> _Exercise instructions_: Render the material again word for word, skipping the pictures in it.
* start *
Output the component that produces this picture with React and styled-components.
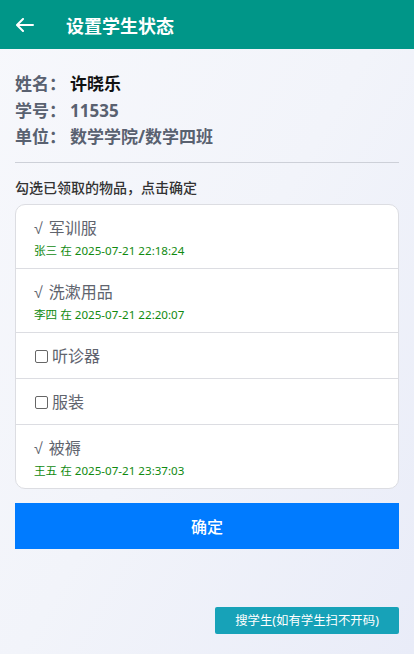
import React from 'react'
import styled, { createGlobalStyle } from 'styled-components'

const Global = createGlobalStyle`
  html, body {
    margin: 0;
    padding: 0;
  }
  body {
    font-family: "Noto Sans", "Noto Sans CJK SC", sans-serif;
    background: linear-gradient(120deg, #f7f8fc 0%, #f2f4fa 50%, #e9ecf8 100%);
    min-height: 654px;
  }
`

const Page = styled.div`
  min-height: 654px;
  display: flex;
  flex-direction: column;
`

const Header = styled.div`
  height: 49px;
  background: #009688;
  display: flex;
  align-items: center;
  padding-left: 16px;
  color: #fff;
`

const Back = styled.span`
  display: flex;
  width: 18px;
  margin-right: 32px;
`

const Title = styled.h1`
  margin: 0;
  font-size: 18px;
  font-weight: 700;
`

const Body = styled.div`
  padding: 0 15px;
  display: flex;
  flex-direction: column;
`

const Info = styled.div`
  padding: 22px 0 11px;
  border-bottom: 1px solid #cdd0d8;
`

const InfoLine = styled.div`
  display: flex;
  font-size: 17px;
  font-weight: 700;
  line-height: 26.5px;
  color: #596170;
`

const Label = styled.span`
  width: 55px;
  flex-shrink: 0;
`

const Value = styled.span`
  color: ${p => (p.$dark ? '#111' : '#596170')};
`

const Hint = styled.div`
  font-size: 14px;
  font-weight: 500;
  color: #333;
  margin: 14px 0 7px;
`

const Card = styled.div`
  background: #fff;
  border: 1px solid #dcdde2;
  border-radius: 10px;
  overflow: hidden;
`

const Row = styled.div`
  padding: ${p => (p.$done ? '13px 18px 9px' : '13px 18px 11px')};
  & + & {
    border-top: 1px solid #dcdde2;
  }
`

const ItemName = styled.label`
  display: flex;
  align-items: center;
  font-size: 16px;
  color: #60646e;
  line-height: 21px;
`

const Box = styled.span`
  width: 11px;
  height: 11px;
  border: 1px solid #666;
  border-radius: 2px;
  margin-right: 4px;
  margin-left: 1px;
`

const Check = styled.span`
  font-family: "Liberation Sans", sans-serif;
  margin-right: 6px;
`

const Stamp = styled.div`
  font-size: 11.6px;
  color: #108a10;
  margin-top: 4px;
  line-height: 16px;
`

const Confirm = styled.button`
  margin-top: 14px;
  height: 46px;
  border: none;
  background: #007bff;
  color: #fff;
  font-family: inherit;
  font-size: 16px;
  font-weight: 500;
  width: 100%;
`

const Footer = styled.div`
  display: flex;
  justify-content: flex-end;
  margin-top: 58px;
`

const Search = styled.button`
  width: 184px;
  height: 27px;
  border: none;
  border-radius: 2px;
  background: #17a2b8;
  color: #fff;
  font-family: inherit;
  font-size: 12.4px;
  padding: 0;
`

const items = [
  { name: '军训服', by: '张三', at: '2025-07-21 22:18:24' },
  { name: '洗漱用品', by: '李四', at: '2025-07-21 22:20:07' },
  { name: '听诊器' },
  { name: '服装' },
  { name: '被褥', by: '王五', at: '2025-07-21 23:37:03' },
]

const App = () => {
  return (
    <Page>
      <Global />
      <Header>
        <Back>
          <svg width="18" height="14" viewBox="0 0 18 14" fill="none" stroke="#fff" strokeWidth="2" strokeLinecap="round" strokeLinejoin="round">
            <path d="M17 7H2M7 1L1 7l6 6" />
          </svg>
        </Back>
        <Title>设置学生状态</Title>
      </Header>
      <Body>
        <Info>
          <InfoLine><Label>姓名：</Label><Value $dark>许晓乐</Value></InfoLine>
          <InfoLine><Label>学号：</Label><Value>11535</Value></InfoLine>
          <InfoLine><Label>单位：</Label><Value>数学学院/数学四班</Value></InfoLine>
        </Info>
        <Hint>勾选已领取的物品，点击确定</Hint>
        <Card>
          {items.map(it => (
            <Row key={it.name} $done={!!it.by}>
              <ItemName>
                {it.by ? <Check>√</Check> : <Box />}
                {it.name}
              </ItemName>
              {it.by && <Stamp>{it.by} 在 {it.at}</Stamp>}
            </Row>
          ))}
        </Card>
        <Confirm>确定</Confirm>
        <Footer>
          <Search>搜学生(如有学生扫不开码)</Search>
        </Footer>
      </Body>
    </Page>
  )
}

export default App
* end *
> _Complete answer_:
Output the component that produces this picture with React and styled-components.
import React from 'react'
import styled, { createGlobalStyle } from 'styled-components'

const Global = createGlobalStyle`
  html, body {
    margin: 0;
    padding: 0;
  }
  body {
    font-family: "Noto Sans", "Noto Sans CJK SC", sans-serif;
    background: linear-gradient(120deg, #f7f8fc 0%, #f2f4fa 50%, #e9ecf8 100%);
    min-height: 654px;
  }
`

const Page = styled.div`
  min-height: 654px;
  display: flex;
  flex-direction: column;
`

const Header = styled.div`
  height: 49px;
  background: #009688;
  display: flex;
  align-items: center;
  padding-left: 16px;
  color: #fff;
`

const Back = styled.span`
  display: flex;
  width: 18px;
  margin-right: 32px;
`

const Title = styled.h1`
  margin: 0;
  font-size: 18px;
  font-weight: 700;
`

const Body = styled.div`
  padding: 0 15px;
  display: flex;
  flex-direction: column;
`

const Info = styled.div`
  padding: 22px 0 11px;
  border-bottom: 1px solid #cdd0d8;
`

const InfoLine = styled.div`
  display: flex;
  font-size: 17px;
  font-weight: 700;
  line-height: 26.5px;
  color: #596170;
`

const Label = styled.span`
  width: 55px;
  flex-shrink: 0;
`

const Value = styled.span`
  color: ${p => (p.$dark ? '#111' : '#596170')};
`

const Hint = styled.div`
  font-size: 14px;
  font-weight: 500;
  color: #333;
  margin: 14px 0 7px;
`

const Card = styled.div`
  background: #fff;
  border: 1px solid #dcdde2;
  border-radius: 10px;
  overflow: hidden;
`

const Row = styled.div`
  padding: ${p => (p.$done ? '13px 18px 9px' : '13px 18px 11px')};
  & + & {
    border-top: 1px solid #dcdde2;
  }
`

const ItemName = styled.label`
  display: flex;
  align-items: center;
  font-size: 16px;
  color: #60646e;
  line-height: 21px;
`

const Box = styled.span`
  width: 11px;
  height: 11px;
  border: 1px solid #666;
  border-radius: 2px;
  margin-right: 4px;
  margin-left: 1px;
`

const Check = styled.span`
  font-family: "Liberation Sans", sans-serif;
  margin-right: 6px;
`

const Stamp = styled.div`
  font-size: 11.6px;
  color: #108a10;
  margin-top: 4px;
  line-height: 16px;
`

const Confirm = styled.button`
  margin-top: 14px;
  height: 46px;
  border: none;
  background: #007bff;
  color: #fff;
  font-family: inherit;
  font-size: 16px;
  font-weight: 500;
  width: 100%;
`

const Footer = styled.div`
  display: flex;
  justify-content: flex-end;
  margin-top: 58px;
`

const Search = styled.button`
  width: 184px;
  height: 27px;
  border: none;
  border-radius: 2px;
  background: #17a2b8;
  color: #fff;
  font-family: inherit;
  font-size: 12.4px;
  padding: 0;
`

const items = [
  { name: '军训服', by: '张三', at: '2025-07-21 22:18:24' },
  { name: '洗漱用品', by: '李四', at: '2025-07-21 22:20:07' },
  { name: '听诊器' },
  { name: '服装' },
  { name: '被褥', by: '王五', at: '2025-07-21 23:37:03' },
]

const App = () => {
  return (
    <Page>
      <Global />
      <Header>
        <Back>
          <svg width="18" height="14" viewBox="0 0 18 14" fill="none" stroke="#fff" strokeWidth="2" strokeLinecap="round" strokeLinejoin="round">
            <path d="M17 7H2M7 1L1 7l6 6" />
          </svg>
        </Back>
        <Title>设置学生状态</Title>
      </Header>
      <Body>
        <Info>
          <InfoLine><Label>姓名：</Label><Value $dark>许晓乐</Value></InfoLine>
          <InfoLine><Label>学号：</Label><Value>11535</Value></InfoLine>
          <InfoLine><Label>单位：</Label><Value>数学学院/数学四班</Value></InfoLine>
        </Info>
        <Hint>勾选已领取的物品，点击确定</Hint>
        <Card>
          {items.map(it => (
            <Row key={it.name} $done={!!it.by}>
              <ItemName>
                {it.by ? <Check>√</Check> : <Box />}
                {it.name}
              </ItemName>
              {it.by && <Stamp>{it.by} 在 {it.at}</Stamp>}
            </Row>
          ))}
        </Card>
        <Confirm>确定</Confirm>
        <Footer>
          <Search>搜学生(如有学生扫不开码)</Search>
        </Footer>
      </Body>
    </Page>
  )
}

export default App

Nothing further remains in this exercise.